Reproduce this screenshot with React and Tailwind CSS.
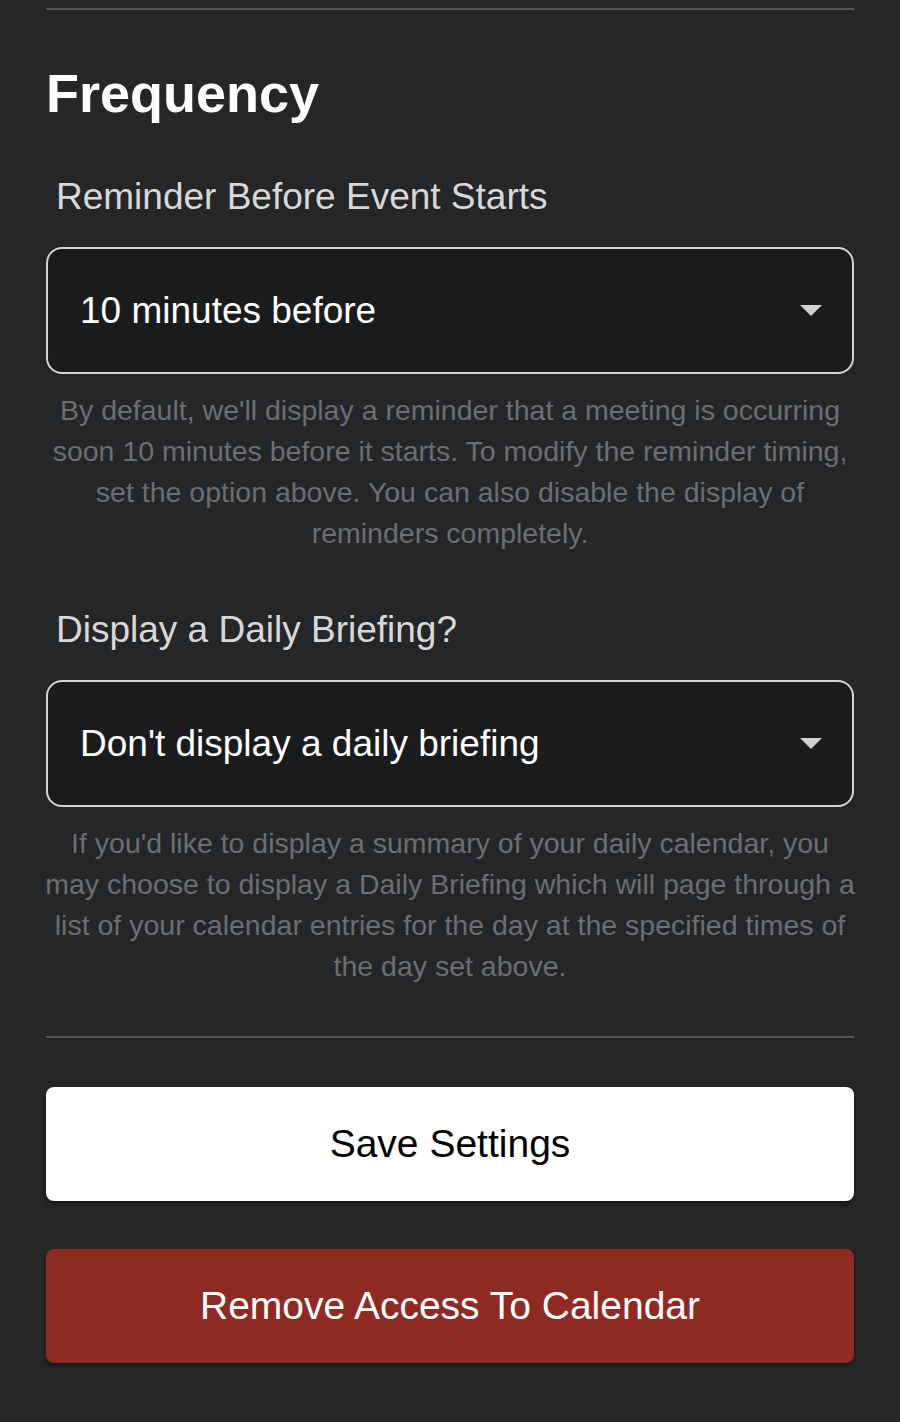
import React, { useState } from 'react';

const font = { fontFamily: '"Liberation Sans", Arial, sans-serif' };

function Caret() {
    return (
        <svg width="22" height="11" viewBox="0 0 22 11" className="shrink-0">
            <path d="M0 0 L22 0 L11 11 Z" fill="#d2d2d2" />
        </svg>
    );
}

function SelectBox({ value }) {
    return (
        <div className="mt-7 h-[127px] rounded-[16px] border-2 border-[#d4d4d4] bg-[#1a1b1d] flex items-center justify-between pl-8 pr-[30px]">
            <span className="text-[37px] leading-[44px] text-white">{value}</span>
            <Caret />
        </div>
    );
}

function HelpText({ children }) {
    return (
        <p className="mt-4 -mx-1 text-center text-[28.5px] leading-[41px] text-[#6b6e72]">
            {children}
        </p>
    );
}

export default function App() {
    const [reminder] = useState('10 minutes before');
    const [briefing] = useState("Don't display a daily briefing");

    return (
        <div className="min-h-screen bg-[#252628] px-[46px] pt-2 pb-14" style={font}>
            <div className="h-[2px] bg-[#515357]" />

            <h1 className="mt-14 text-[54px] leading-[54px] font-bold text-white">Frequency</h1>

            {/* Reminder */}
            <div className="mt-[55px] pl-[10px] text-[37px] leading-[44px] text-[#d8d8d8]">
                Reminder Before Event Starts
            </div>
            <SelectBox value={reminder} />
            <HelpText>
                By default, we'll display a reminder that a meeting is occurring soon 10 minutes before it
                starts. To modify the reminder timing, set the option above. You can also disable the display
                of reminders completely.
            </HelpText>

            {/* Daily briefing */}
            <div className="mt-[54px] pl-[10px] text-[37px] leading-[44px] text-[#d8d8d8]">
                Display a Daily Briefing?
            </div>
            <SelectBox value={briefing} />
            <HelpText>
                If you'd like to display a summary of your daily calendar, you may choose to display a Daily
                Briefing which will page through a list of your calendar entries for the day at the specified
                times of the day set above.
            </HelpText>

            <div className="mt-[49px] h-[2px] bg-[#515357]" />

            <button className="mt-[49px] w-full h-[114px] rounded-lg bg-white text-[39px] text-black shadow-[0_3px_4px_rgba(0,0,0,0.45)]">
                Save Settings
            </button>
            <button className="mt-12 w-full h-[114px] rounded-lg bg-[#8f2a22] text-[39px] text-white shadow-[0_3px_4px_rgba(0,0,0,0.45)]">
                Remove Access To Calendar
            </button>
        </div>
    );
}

----------------

Filter lines by "React" and return each hit.

## ANSWER TO THIS PROBLEM
Reproduce this screenshot with React and Tailwind CSS.
import React, { useState } from 'react';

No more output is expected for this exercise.